Given problem:
Search the records for the word "page" and report each line that has it.

Stored data entries:
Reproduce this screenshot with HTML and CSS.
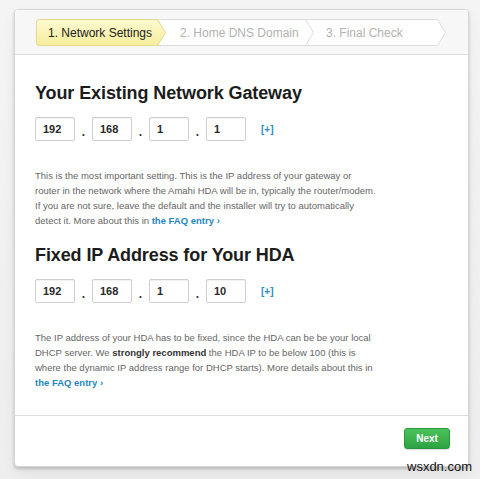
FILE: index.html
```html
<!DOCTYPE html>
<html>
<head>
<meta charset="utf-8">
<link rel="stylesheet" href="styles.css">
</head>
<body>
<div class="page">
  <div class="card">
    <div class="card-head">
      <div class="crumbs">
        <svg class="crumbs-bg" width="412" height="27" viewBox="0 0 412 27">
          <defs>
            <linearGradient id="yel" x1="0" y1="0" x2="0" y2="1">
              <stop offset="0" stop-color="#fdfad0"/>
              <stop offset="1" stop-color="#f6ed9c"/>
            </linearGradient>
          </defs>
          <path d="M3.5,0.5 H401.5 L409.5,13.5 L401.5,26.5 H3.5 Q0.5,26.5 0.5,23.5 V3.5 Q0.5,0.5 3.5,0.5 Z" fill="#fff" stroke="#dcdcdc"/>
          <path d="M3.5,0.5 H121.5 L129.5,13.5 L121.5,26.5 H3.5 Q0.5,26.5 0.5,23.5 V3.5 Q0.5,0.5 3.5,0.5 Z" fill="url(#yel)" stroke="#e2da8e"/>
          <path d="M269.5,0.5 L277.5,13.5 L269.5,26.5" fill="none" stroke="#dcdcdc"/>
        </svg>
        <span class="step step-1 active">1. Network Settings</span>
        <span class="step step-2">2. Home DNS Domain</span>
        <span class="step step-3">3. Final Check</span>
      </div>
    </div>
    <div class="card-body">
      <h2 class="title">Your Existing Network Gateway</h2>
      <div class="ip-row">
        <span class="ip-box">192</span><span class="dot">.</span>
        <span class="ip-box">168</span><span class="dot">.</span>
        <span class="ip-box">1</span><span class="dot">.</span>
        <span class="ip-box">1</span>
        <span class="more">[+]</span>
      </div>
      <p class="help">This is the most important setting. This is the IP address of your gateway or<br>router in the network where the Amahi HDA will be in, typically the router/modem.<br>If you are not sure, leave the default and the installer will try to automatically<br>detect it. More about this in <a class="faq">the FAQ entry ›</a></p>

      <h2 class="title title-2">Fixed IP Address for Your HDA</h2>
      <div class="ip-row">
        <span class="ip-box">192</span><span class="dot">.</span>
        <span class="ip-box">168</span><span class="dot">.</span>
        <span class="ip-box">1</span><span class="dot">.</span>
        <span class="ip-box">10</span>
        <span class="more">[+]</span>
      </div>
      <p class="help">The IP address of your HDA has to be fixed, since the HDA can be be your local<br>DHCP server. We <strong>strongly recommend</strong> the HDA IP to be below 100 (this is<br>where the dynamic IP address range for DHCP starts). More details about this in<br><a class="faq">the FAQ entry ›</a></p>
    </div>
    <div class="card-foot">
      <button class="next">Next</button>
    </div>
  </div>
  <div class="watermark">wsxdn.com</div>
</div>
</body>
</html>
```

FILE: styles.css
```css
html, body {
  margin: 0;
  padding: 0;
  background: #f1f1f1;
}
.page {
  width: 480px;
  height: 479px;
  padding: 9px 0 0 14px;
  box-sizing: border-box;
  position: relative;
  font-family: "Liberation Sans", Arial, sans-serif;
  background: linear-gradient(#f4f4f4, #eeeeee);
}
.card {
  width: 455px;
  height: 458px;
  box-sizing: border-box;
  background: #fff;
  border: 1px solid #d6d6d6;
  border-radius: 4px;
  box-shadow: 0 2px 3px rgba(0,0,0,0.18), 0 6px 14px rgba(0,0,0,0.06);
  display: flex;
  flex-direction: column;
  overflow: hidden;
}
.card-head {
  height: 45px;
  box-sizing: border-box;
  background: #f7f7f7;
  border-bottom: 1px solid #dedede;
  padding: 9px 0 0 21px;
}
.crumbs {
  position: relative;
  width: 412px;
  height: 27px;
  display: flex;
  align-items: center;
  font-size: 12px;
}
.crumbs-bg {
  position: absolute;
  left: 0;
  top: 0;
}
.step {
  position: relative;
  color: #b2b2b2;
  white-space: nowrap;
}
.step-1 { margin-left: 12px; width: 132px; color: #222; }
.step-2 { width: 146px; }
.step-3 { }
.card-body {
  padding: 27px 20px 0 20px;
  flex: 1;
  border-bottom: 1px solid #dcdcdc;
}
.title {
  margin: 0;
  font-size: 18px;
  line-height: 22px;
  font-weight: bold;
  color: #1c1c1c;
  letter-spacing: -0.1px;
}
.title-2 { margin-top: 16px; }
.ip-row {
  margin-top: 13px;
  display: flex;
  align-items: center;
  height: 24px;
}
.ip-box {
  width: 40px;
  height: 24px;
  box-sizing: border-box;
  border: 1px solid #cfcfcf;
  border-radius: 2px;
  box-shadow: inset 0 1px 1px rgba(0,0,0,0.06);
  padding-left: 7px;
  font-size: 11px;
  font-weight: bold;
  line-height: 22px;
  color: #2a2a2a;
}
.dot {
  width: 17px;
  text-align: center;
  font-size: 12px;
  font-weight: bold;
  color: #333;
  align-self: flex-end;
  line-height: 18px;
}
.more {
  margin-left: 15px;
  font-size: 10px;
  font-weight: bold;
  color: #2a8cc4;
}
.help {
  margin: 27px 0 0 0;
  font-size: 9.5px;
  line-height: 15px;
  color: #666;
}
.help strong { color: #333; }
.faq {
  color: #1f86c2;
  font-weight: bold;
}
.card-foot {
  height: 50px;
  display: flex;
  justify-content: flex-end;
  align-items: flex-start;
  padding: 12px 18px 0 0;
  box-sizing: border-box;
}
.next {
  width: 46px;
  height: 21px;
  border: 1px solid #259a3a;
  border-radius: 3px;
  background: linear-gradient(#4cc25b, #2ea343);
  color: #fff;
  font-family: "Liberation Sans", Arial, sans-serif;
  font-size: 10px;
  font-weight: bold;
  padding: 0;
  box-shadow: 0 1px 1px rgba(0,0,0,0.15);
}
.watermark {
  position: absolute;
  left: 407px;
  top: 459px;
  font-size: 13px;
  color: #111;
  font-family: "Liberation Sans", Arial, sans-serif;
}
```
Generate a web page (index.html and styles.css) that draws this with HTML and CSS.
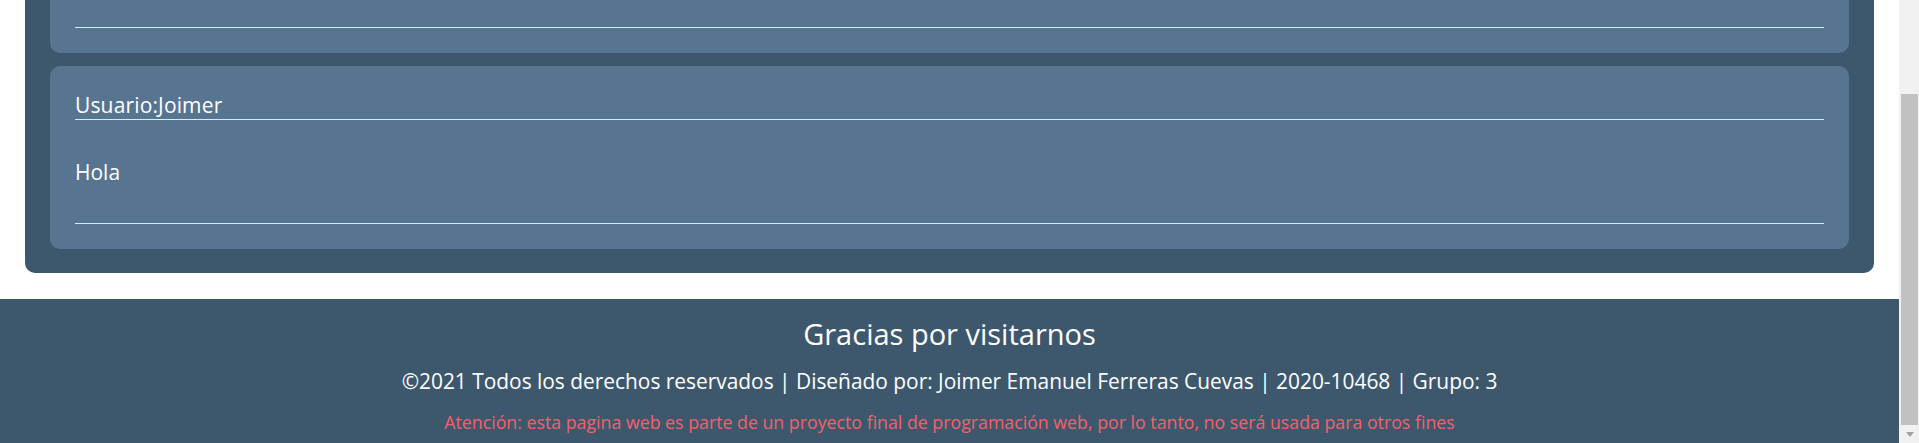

Result of the task:
<div class="page">
.page {
Generate a web page (index.html and styles.css) that draws this with HTML and CSS.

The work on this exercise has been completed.